Using the listing below, copy every line that mentions "Clone".

- **ITEMS**:
__________________________________________________

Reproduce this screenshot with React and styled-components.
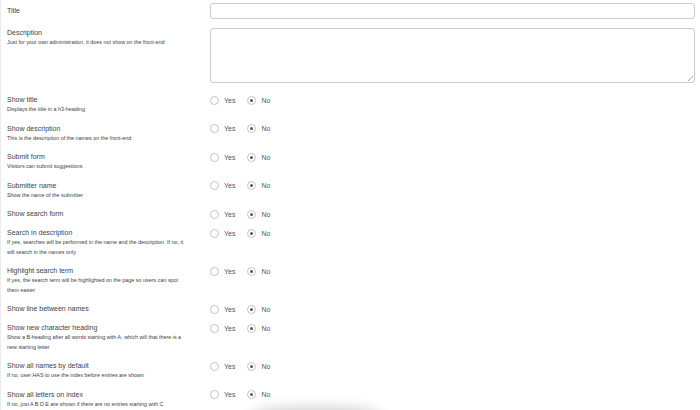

__________________________________________________

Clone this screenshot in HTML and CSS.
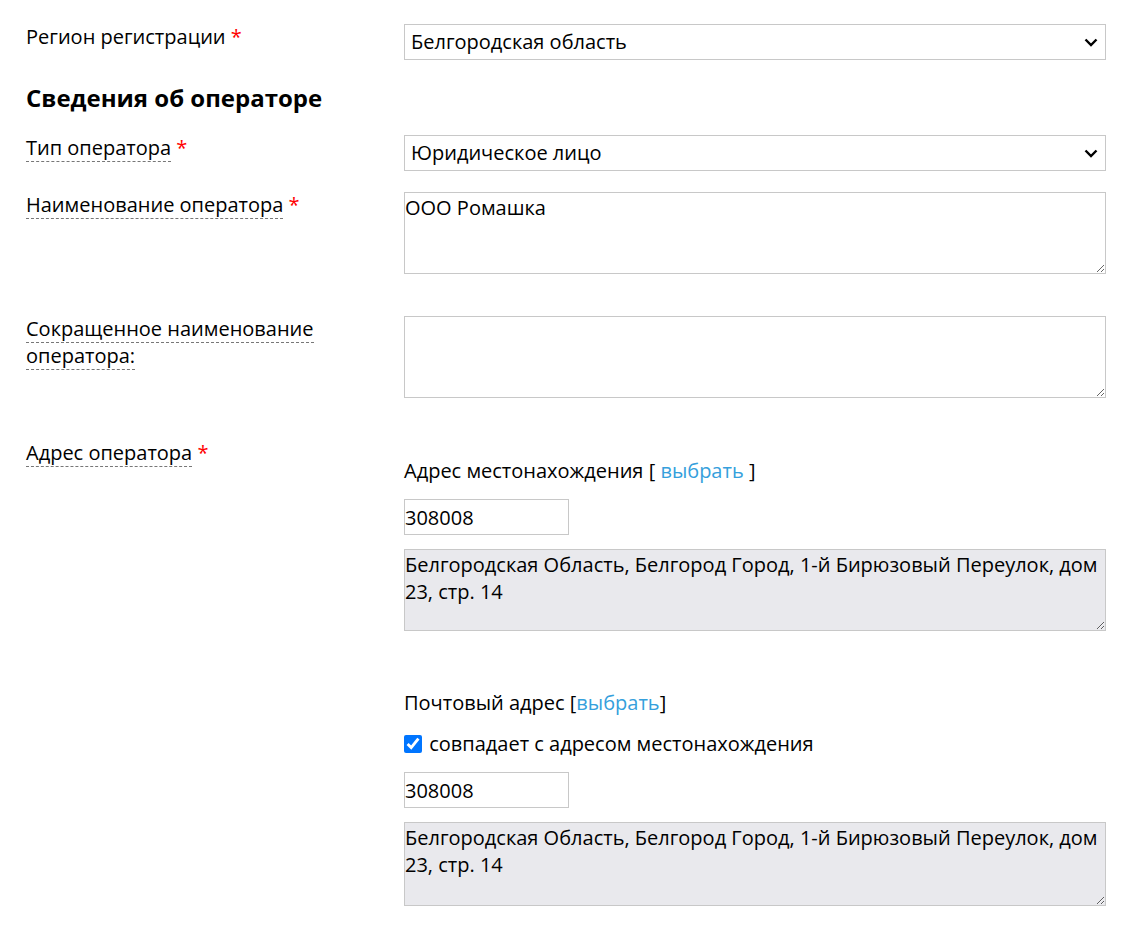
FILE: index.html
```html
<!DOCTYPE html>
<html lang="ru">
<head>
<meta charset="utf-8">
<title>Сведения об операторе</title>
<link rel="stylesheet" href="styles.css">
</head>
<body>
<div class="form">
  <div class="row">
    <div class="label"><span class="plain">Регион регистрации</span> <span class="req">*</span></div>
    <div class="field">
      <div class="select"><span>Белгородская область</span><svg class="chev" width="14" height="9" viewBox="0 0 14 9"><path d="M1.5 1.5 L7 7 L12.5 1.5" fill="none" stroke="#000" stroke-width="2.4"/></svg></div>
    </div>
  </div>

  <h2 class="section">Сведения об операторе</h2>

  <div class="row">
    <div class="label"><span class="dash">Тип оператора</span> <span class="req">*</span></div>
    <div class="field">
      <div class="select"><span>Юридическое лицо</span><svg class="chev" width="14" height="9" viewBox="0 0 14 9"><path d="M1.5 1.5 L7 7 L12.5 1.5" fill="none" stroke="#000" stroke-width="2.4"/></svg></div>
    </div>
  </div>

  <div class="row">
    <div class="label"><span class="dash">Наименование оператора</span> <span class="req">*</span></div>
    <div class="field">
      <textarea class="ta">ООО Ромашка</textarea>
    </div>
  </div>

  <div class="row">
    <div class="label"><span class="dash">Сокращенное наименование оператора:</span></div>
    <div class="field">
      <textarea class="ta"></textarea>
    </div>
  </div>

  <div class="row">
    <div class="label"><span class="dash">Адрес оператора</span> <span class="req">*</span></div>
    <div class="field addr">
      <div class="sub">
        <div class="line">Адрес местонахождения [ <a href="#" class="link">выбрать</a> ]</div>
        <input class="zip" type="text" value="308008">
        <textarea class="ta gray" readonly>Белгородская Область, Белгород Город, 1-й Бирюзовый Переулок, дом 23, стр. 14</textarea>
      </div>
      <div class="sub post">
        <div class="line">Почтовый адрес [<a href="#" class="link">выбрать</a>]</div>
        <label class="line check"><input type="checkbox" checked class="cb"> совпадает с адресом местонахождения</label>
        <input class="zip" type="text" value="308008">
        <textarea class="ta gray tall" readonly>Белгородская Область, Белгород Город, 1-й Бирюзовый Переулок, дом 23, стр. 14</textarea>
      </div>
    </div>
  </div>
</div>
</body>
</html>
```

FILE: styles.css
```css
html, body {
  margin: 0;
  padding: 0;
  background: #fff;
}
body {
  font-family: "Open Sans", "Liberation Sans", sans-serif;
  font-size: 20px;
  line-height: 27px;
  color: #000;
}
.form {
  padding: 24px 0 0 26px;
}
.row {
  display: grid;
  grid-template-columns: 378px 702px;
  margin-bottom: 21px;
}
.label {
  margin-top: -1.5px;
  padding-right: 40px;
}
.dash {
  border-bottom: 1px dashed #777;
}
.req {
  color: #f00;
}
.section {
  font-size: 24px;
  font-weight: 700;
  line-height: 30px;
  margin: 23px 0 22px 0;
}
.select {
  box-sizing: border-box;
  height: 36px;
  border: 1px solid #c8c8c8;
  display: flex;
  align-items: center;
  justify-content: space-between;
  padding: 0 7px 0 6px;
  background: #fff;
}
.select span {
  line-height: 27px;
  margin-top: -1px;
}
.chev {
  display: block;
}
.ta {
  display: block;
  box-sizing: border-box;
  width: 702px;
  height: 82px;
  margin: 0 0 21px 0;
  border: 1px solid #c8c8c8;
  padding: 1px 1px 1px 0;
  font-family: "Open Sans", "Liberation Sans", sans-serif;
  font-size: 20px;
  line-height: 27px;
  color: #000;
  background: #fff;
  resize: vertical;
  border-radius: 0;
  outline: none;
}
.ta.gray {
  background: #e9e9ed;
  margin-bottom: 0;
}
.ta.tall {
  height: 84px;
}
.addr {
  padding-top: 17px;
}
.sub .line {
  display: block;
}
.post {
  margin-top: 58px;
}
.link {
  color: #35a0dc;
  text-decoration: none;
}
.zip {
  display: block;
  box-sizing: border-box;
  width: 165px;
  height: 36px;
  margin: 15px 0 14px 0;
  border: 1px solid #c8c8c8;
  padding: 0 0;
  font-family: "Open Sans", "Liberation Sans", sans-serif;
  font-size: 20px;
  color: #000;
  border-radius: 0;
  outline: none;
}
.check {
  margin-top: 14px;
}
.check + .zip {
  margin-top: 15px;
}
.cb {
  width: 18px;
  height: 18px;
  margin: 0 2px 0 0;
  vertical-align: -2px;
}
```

__________________________________________________

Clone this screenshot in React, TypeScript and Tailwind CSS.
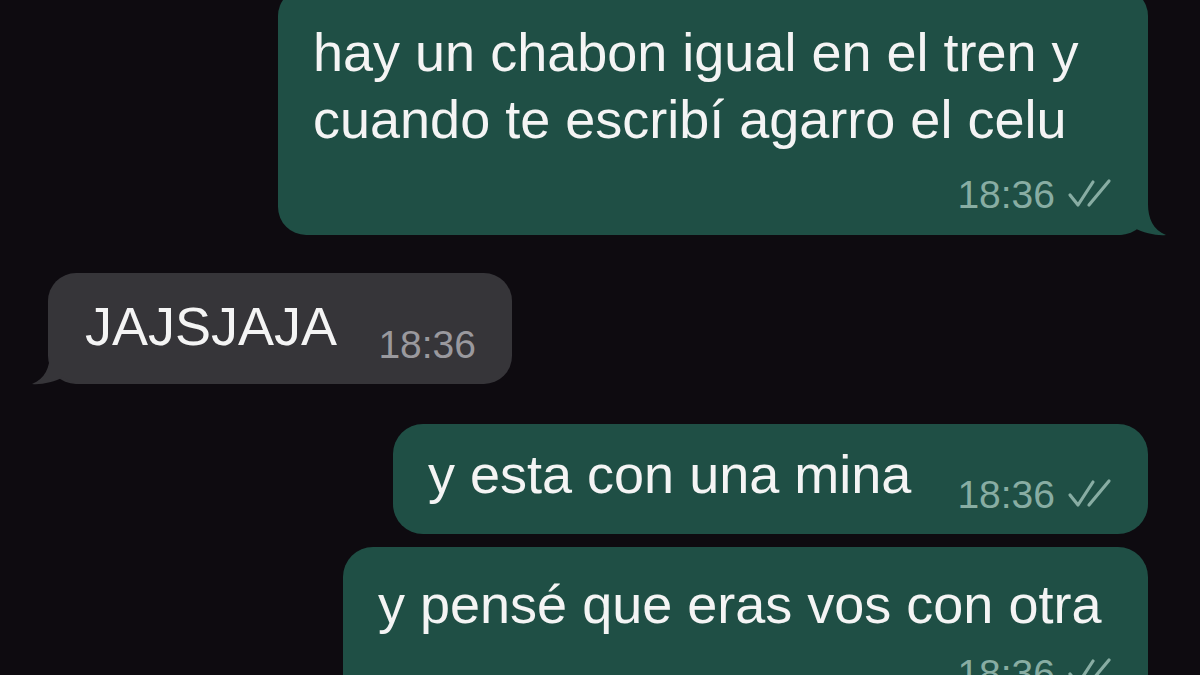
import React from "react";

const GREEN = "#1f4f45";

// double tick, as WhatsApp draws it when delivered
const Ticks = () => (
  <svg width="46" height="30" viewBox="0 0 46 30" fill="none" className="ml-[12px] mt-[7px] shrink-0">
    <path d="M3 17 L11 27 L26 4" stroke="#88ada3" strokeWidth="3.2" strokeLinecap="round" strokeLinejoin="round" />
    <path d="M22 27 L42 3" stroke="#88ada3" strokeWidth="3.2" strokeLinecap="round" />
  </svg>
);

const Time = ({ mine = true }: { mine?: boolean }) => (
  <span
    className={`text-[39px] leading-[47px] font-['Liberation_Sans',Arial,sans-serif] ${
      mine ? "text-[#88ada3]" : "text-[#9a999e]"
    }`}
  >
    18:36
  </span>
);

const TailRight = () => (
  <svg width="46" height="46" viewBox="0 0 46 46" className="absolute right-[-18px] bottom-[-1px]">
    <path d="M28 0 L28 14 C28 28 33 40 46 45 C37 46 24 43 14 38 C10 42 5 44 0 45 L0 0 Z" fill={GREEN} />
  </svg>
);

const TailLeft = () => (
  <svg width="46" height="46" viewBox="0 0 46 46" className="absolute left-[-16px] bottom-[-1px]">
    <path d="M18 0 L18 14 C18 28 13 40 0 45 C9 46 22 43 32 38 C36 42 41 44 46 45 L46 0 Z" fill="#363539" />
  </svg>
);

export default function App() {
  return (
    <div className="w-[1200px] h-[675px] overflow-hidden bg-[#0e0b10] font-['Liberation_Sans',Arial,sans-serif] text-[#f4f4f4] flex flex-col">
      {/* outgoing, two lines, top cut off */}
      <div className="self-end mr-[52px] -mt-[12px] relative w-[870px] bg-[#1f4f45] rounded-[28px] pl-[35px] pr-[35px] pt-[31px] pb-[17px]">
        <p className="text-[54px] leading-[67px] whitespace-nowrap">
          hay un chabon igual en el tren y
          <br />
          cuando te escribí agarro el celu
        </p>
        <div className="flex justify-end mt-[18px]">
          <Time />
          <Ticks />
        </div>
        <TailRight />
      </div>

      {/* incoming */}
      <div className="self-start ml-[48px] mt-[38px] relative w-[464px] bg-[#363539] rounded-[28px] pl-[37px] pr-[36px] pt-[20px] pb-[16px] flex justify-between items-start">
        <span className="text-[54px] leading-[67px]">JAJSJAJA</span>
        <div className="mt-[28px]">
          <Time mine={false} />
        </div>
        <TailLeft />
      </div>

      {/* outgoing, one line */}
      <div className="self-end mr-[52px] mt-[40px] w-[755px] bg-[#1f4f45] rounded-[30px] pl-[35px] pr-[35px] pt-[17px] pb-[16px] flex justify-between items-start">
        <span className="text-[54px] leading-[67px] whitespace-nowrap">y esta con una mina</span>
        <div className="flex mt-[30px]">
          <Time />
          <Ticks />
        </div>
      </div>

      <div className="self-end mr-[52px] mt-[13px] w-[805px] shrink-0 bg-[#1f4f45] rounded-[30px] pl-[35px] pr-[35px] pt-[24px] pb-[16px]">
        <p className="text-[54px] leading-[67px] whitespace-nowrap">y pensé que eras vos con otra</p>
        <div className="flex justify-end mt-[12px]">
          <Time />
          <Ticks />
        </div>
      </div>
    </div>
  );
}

__________________________________________________

- **RESPONSE FOR THIS EXERCISE**:
Clone this screenshot in HTML and CSS.
Clone this screenshot in React, TypeScript and Tailwind CSS.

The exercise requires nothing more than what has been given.